The Solicitor General had advanced this broader view of the statute on behalf of the Obama Administration. If correct, the interpretation would have made the state law seem more benign from a First Amendment perspective as a neutral attempt to protect patient privacy as opposed to an effort to restrict commercial speech. But when Asay told Justice Alito she agreed with the Solicitor General, not one but three justices (Alito, Kennedy and Scalia) leapt down her throat for having taken a position inconsistent with the one she and her colleagues had advanced in the lower courts. They seemed especially annoyed when she told them the state essentially let the U.S. Court of Appeals for the Second Circuit reach that conclusion without agreeing or disagreeing with it.
“Could you please answer yes or no?,” Justice Alito barked at Asay. “If you’re changing your position, you’re changing your position. It seems to me this is an important point. And if the Second Circuit based its decision on a misunderstanding of Vermont’s interpretation of its own statute, I would think you would at least bring that out in a petition for rehearing [submitted to that Court].”
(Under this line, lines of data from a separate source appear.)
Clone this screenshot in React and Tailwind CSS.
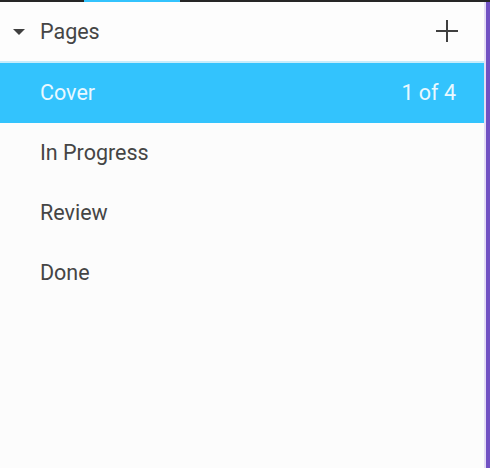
import React from 'react';

const pages = ['Cover', 'In Progress', 'Review', 'Done'];

const App = () => {
  return (
    <div className="w-[490px] h-[468px] flex flex-col bg-[#fcfcfc] overflow-hidden" style={{ fontFamily: 'Roboto, "Noto Sans", sans-serif' }}>
      {/* top strip */}
      <div className="h-[2px] bg-[#262626] flex">
        <div className="ml-[84px] w-[96px] bg-[#33c3fd]" />
      </div>

      <div className="flex flex-1">
        <div className="w-[484px] flex flex-col">
          {/* header */}
          <div className="h-[59px] flex items-center pl-[13px] pr-[26px] bg-[#fdfdfd]">
            <svg width="12" height="6" viewBox="0 0 12 6" className="mt-[1px]">
              <path d="M0 0h12L6 6z" fill="#404040" />
            </svg>
            <span className="ml-[15px] mt-[2px] text-[21.5px] text-[#454545]">Pages</span>
            <svg width="22" height="22" viewBox="0 0 22 22" className="ml-auto -mt-[2px]">
              <path d="M11 0v22M0 11h22" stroke="#404040" strokeWidth="2" />
            </svg>
          </div>
          <div className="h-[2px] bg-[#c6ecfb]" />

          {/* list */}
          {pages.map((p, i) => (
            <div
              key={p}
              className={`h-[60px] flex items-center pl-[40px] pr-[28px] text-[21.5px] ${i === 0 ? 'bg-[#33c3fd] text-[#e9f8ff]' : 'text-[#454545]'}`}
            >
              <span>{p}</span>
              {i === 0 && <span className="ml-auto">1 of 4</span>}
            </div>
          ))}
        </div>
        <div className="w-[2px] bg-[#e4ddf5]" />
        <div className="w-[4px] bg-[#7151c3]" />
      </div>
    </div>
  );
};

export default App;
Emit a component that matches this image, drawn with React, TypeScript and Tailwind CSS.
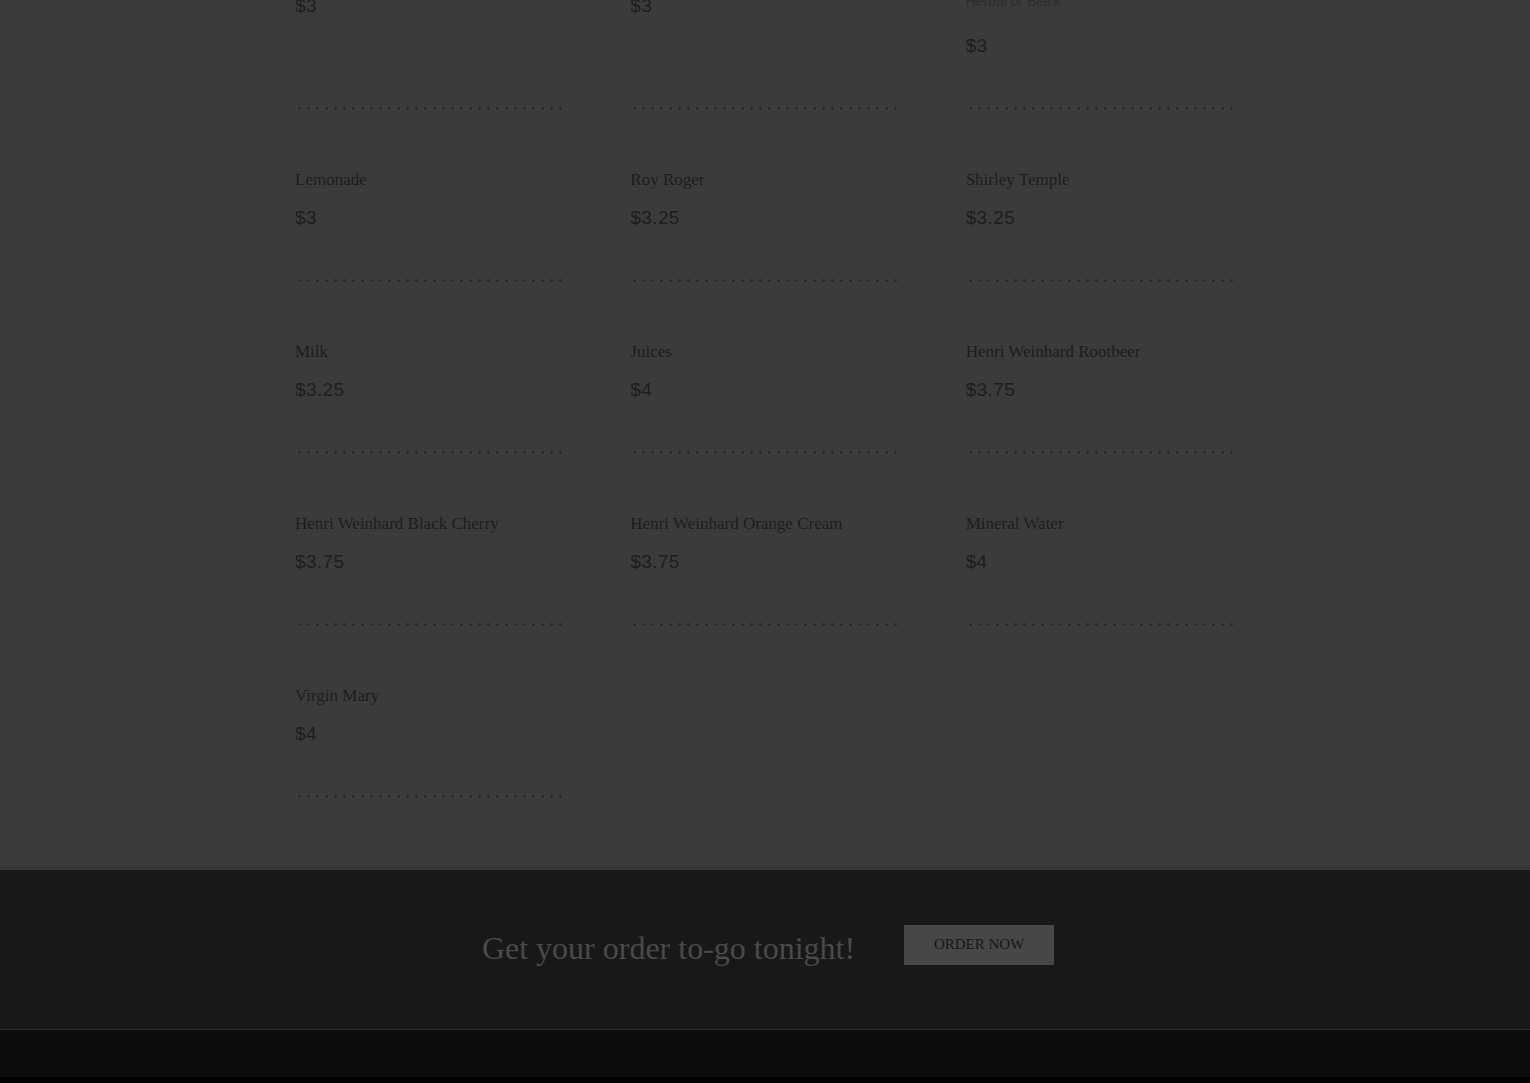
type Item = {
  name: string;
  price: string;
  note?: string;
};

const items: Item[] = [
  { name: 'Iced Tea', price: '$3' },
  { name: 'Coffee', price: '$3' },
  { name: 'Hot Tea', note: 'Herbal or Black', price: '$3' },
  { name: 'Lemonade', price: '$3' },
  { name: 'Roy Roger', price: '$3.25' },
  { name: 'Shirley Temple', price: '$3.25' },
  { name: 'Milk', price: '$3.25' },
  { name: 'Juices', price: '$4' },
  { name: 'Henri Weinhard Rootbeer', price: '$3.75' },
  { name: 'Henri Weinhard Black Cherry', price: '$3.75' },
  { name: 'Henri Weinhard Orange Cream', price: '$3.75' },
  { name: 'Mineral Water', price: '$4' },
  { name: 'Virgin Mary', price: '$4' },
];

function MenuItem({ item }: { item: Item }) {
  return (
    <div className="flex flex-col">
      <h3 className="font-['Liberation_Serif',serif] text-[17px] leading-6 text-[#1b1b1b]">{item.name}</h3>
      {item.note && (
        <p className="mt-[10px] font-['Liberation_Sans',sans-serif] text-[14px] leading-[22px] text-[#2b2b2b]">
          {item.note}
        </p>
      )}
      <p
        className={`${item.note ? 'mt-5' : 'mt-3'} font-['Liberation_Sans',sans-serif] text-[19px] leading-7 tracking-[0.02em] text-[#1d1d1d]`}
      >
        {item.price}
      </p>
      {/* dotted divider */}
      <div className="mt-auto pt-[47px]">
        <div className="h-[3px] w-full bg-[radial-gradient(circle,#222222_1px,transparent_1.4px)] bg-[length:9px_3px] bg-repeat-x" />
      </div>
    </div>
  );
}

export default function App() {
  return (
    <div className="min-h-screen w-full bg-black">
      {/* Menu list */}
      <section className="overflow-hidden border-b-[5px] border-[#363636] bg-[#3b3b3b]">
        <div className="mx-auto -mt-[44px] w-[940px] pb-[67px]">
          <div className="grid grid-cols-3 gap-x-[66px] gap-y-[58px]">
            {items.map((item) => (
              <MenuItem key={item.name} item={item} />
            ))}
          </div>
        </div>
      </section>

      {/* Order band */}
      <section className="flex h-[160px] items-center justify-center gap-[49px] border-b border-[#2a2a2a] bg-[#181818] pb-[10px] pl-[6px]">
        <h2 className="mt-[6px] font-['Liberation_Serif',serif] text-[32px] leading-10 text-[#4a4a4a]">
          Get your order to-go tonight!
        </h2>
        <button className="h-10 w-[150px] bg-[#474747] font-['Liberation_Serif',serif] text-[15px] uppercase text-[#151515]">
          Order Now
        </button>
      </section>

      {/* Footer */}
      <footer className="h-[47px] bg-[#0c0c0c]" />
    </div>
  );
}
All of this would be mere professional gossip had Justice Kennedy not made a point of complaining about Asay’s oral argument pirouette in his opinion striking down the Vermont statute on First Amendment grounds. Kennedy wrote that both the drug companies and the lower courts “were entitled to rely on the State’s plausible interpretation of the law it is charged with enforcing. For the State to change its position is particularly troubling in a First Amendment case, where plaintiffs have a special interest in obtaining a prompt adjudication of their rights, despite potential ambiguities of state law.”
This is not a page from the U.S. Reports that either Asay or Sorrell will be showing their grandchildren. But for present purposes it suffices to say that Judge Murtha had no such complaint about the quality of the advocacy in the Vermont Yankee case.
Thus, if you are among those who hope Vermont Yankee will be forced to close by virtue of state law, you should stop complaining about the lawyers who are making your case for you. Judge Murtha’s decision means we are now, roughly, finished with the first five innings. When Sorrell files his notice of appeal – and, surely, he will – the remaining innings will be played before the U.S. Court of Appeals in New York and, possibly, the U.S. Supreme Court. Blame a bad statute, and not bad lawyering, if Entergy’s victory truly holds up.